[OBJECTIVE]: Your copy of the material below should match it exactly, except that it holds no pictures.

◆ ◆ ◆ ◆

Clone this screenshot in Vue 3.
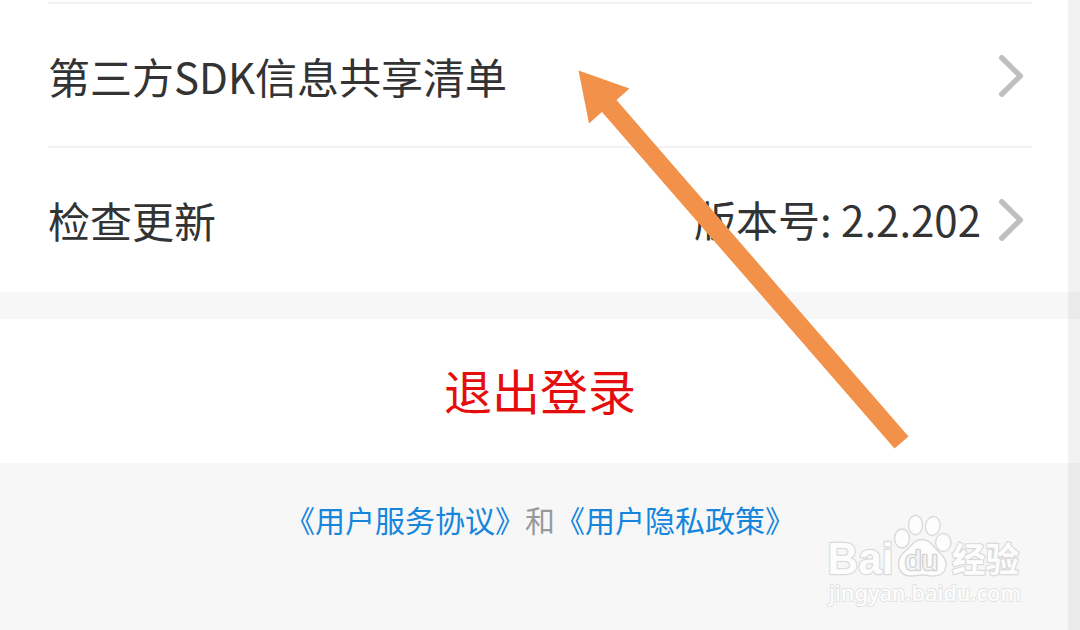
<script setup>
import { ref } from 'vue';

const version = ref('2.2.202');

const rows = ref([
    { title: '第三方SDK信息共享清单', value: '' },
    { title: '检查更新', value: '版本号: ' + version.value },
]);
</script>

<template>
    <div class="page">
        <ul class="setting-list">
            <li v-for="row in rows" :key="row.title" class="setting-row">
                <span class="setting-ttl">{{ row.title }}</span>
                <span class="setting-value">{{ row.value }}</span>
                <svg class="setting-arrow" width="25" height="42" viewBox="0 0 25 42">
                    <path d="M2.7 2.8 21.3 21 2.7 39.2" />
                </svg>
            </li>
        </ul>
        <button class="logout-btn">退出登录</button>
        <p class="agreement">
            <a>《用户服务协议》</a><span>和</span><a>《用户隐私政策》</a>
        </p>

        <div class="side-bar"></div>

        <!-- 指示箭头 -->
        <svg class="pointer" width="1080" height="630" viewBox="0 0 1080 630">
            <path d="M578.5 70.5 629.5 88.5 616.5 100 908.5 436.5 894.5 448.5 602 112 589 123.5Z" />
        </svg>

        <!-- 水印 -->
        <svg class="watermark" width="210" height="110" viewBox="820 510 210 110">
            <g class="mark">
                <text class="mark-en" x="827.5" y="574" textLength="66" lengthAdjust="spacingAndGlyphs">Bai</text>
                <ellipse cx="902" cy="538.5" rx="7.5" ry="9.5" />
                <ellipse cx="915.5" cy="525" rx="7" ry="9.7" />
                <ellipse cx="932.7" cy="526" rx="7.3" ry="9.5" transform="rotate(10 932.7 526)" />
                <ellipse cx="943.3" cy="542.5" rx="7.7" ry="9" />
                <path d="M922 539.5c-8 0-11 7-16 11-5 4-8 8-7.5 14 .5 7 5 11.5 12 11.5 5 0 7-1 11.5-1s7 1 12 1c8 0 12-5 12-12 0-6-4-9-8-13-5-5-8-11.5-16-11.5Z" />
                <text class="mark-du" x="905" y="570" textLength="33" lengthAdjust="spacingAndGlyphs">du</text>
                <text class="mark-cn" x="952" y="571.5" textLength="67" lengthAdjust="spacingAndGlyphs">经验</text>
                <text class="mark-url" x="829" y="600.5" textLength="192" lengthAdjust="spacingAndGlyphs">jingyan.baidu.com</text>
            </g>
        </svg>
    </div>
</template>

<style>
body {
    margin: 0;
    overflow: hidden;
}
</style>

<style scoped>
.page {
    position: relative;
    height: 630px;
    overflow: hidden;
    background: #f7f7f7;
    color: #333;
    font-family: "Noto Sans CJK SC", sans-serif;
}

.setting-list {
    height: 290px;
    margin: 0;
    padding: 2px 48px 0;
    background: #fff;
    list-style: none;
}
.setting-row {
    display: flex;
    align-items: center;
    box-sizing: border-box;
    height: 144px;
    padding-right: 8px;
    border-top: 2px solid #f2f2f2;
    font-size: 42px;
    line-height: 60px;
}
.setting-ttl {
    flex: 1;
    padding-top: 2px;
}
.setting-value {
    margin-right: 18px;
    white-space: pre;
}
.setting-arrow {
    margin-top: 2px;
    fill: none;
    stroke: #bfbfbf;
    stroke-width: 5.4;
    stroke-linecap: round;
    stroke-linejoin: round;
}

.logout-btn {
    display: block;
    box-sizing: border-box;
    width: 100%;
    height: 144px;
    margin-top: 27px;
    padding: 0 0 4px;
    border: none;
    background: #fff;
    color: #e60d0d;
    font-family: inherit;
    font-size: 48px;
    line-height: 140px;
}

.agreement {
    margin: 34px 0 0;
    color: #999;
    font-size: 30px;
    line-height: 44px;
    text-align: center;
    a {
        color: #1586dc;
    }
}

.side-bar {
    position: absolute;
    top: 0;
    right: 0;
    width: 12px;
    height: 100%;
    background: rgba(0, 0, 0, .05);
}
.pointer {
    position: absolute;
    top: 0;
    left: 0;
    fill: #f2924a;
}
.watermark {
    position: absolute;
    top: 510px;
    left: 820px;
}
.mark {
    fill: #fdfdfd;
    stroke: #dadada;
    stroke-width: 1.4;
    stroke-linejoin: round;
}
.mark text {
    paint-order: stroke;
    stroke-width: 2.4;
}
.mark-en {
    font: 700 45px "Liberation Sans", sans-serif;
}
.mark .mark-du {
    font: 400 27px "Liberation Sans", sans-serif;
    fill: #f4f4f4;
    stroke: #d2d2d2;
    stroke-width: 2.6;
}
.mark-cn {
    font: 700 34px "Noto Sans CJK SC", sans-serif;
}
.mark .mark-url {
    font: 500 22px "Noto Sans", sans-serif;
    stroke: #e2e2e2;
    stroke-width: 1.8;
}
</style>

◆ ◆ ◆ ◆

[FULL RESPONSE]:
Clone this screenshot in Vue 3.
<script setup>
import { ref } from 'vue';

const version = ref('2.2.202');

const rows = ref([
    { title: '第三方SDK信息共享清单', value: '' },
    { title: '检查更新', value: '版本号: ' + version.value },
]);
</script>

<template>
    <div class="page">
        <ul class="setting-list">
            <li v-for="row in rows" :key="row.title" class="setting-row">
                <span class="setting-ttl">{{ row.title }}</span>
                <span class="setting-value">{{ row.value }}</span>
                <svg class="setting-arrow" width="25" height="42" viewBox="0 0 25 42">
                    <path d="M2.7 2.8 21.3 21 2.7 39.2" />
                </svg>
            </li>
        </ul>
        <button class="logout-btn">退出登录</button>
        <p class="agreement">
            <a>《用户服务协议》</a><span>和</span><a>《用户隐私政策》</a>
        </p>

        <div class="side-bar"></div>

        <!-- 指示箭头 -->
        <svg class="pointer" width="1080" height="630" viewBox="0 0 1080 630">
            <path d="M578.5 70.5 629.5 88.5 616.5 100 908.5 436.5 894.5 448.5 602 112 589 123.5Z" />
        </svg>

        <!-- 水印 -->
        <svg class="watermark" width="210" height="110" viewBox="820 510 210 110">
            <g class="mark">
                <text class="mark-en" x="827.5" y="574" textLength="66" lengthAdjust="spacingAndGlyphs">Bai</text>
                <ellipse cx="902" cy="538.5" rx="7.5" ry="9.5" />
                <ellipse cx="915.5" cy="525" rx="7" ry="9.7" />
                <ellipse cx="932.7" cy="526" rx="7.3" ry="9.5" transform="rotate(10 932.7 526)" />
                <ellipse cx="943.3" cy="542.5" rx="7.7" ry="9" />
                <path d="M922 539.5c-8 0-11 7-16 11-5 4-8 8-7.5 14 .5 7 5 11.5 12 11.5 5 0 7-1 11.5-1s7 1 12 1c8 0 12-5 12-12 0-6-4-9-8-13-5-5-8-11.5-16-11.5Z" />
                <text class="mark-du" x="905" y="570" textLength="33" lengthAdjust="spacingAndGlyphs">du</text>
                <text class="mark-cn" x="952" y="571.5" textLength="67" lengthAdjust="spacingAndGlyphs">经验</text>
                <text class="mark-url" x="829" y="600.5" textLength="192" lengthAdjust="spacingAndGlyphs">jingyan.baidu.com</text>
            </g>
        </svg>
    </div>
</template>

<style>
body {
    margin: 0;
    overflow: hidden;
}
</style>

<style scoped>
.page {
    position: relative;
    height: 630px;
    overflow: hidden;
    background: #f7f7f7;
    color: #333;
    font-family: "Noto Sans CJK SC", sans-serif;
}

.setting-list {
    height: 290px;
    margin: 0;
    padding: 2px 48px 0;
    background: #fff;
    list-style: none;
}
.setting-row {
    display: flex;
    align-items: center;
    box-sizing: border-box;
    height: 144px;
    padding-right: 8px;
    border-top: 2px solid #f2f2f2;
    font-size: 42px;
    line-height: 60px;
}
.setting-ttl {
    flex: 1;
    padding-top: 2px;
}
.setting-value {
    margin-right: 18px;
    white-space: pre;
}
.setting-arrow {
    margin-top: 2px;
    fill: none;
    stroke: #bfbfbf;
    stroke-width: 5.4;
    stroke-linecap: round;
    stroke-linejoin: round;
}

.logout-btn {
    display: block;
    box-sizing: border-box;
    width: 100%;
    height: 144px;
    margin-top: 27px;
    padding: 0 0 4px;
    border: none;
    background: #fff;
    color: #e60d0d;
    font-family: inherit;
    font-size: 48px;
    line-height: 140px;
}

.agreement {
    margin: 34px 0 0;
    color: #999;
    font-size: 30px;
    line-height: 44px;
    text-align: center;
    a {
        color: #1586dc;
    }
}

.side-bar {
    position: absolute;
    top: 0;
    right: 0;
    width: 12px;
    height: 100%;
    background: rgba(0, 0, 0, .05);
}
.pointer {
    position: absolute;
    top: 0;
    left: 0;
    fill: #f2924a;
}
.watermark {
    position: absolute;
    top: 510px;
    left: 820px;
}
.mark {
    fill: #fdfdfd;
    stroke: #dadada;
    stroke-width: 1.4;
    stroke-linejoin: round;
}
.mark text {
    paint-order: stroke;
    stroke-width: 2.4;
}
.mark-en {
    font: 700 45px "Liberation Sans", sans-serif;
}
.mark .mark-du {
    font: 400 27px "Liberation Sans", sans-serif;
    fill: #f4f4f4;
    stroke: #d2d2d2;
    stroke-width: 2.6;
}
.mark-cn {
    font: 700 34px "Noto Sans CJK SC", sans-serif;
}
.mark .mark-url {
    font: 500 22px "Noto Sans", sans-serif;
    stroke: #e2e2e2;
    stroke-width: 1.8;
}
</style>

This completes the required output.